--- Given problem ---
Scan the data below. Pull out each line where "components" occurs.
-.-.-
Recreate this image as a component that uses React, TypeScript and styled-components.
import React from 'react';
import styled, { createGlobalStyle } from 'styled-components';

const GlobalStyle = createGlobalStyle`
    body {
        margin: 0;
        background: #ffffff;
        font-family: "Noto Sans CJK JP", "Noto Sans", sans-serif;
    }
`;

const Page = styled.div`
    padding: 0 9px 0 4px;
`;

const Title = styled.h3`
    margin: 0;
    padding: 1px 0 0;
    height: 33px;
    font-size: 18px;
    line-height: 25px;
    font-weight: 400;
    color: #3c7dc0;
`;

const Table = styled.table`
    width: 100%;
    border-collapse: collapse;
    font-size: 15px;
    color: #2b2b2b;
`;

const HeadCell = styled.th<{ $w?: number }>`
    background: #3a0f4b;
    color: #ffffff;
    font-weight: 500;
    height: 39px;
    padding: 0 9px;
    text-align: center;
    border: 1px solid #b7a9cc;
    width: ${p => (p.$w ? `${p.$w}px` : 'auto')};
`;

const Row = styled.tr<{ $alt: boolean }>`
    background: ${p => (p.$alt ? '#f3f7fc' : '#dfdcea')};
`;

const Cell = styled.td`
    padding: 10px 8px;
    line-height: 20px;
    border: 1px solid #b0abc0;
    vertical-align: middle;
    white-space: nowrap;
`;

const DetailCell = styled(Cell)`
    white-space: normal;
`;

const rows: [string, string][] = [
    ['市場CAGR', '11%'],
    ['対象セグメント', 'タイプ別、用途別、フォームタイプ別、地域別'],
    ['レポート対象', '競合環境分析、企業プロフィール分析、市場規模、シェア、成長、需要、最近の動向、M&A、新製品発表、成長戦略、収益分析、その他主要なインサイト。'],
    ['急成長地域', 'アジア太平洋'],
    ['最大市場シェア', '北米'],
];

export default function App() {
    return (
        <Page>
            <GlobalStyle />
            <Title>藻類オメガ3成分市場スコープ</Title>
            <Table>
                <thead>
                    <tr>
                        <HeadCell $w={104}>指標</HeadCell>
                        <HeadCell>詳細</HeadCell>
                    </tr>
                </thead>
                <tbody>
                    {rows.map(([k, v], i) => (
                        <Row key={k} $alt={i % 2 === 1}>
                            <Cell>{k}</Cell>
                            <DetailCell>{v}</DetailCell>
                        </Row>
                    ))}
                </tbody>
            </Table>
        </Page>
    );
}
-.-.-
--- Solution to the exercise ---
Recreate this image as a component that uses React, TypeScript and styled-components.
import styled, { createGlobalStyle } from 'styled-components';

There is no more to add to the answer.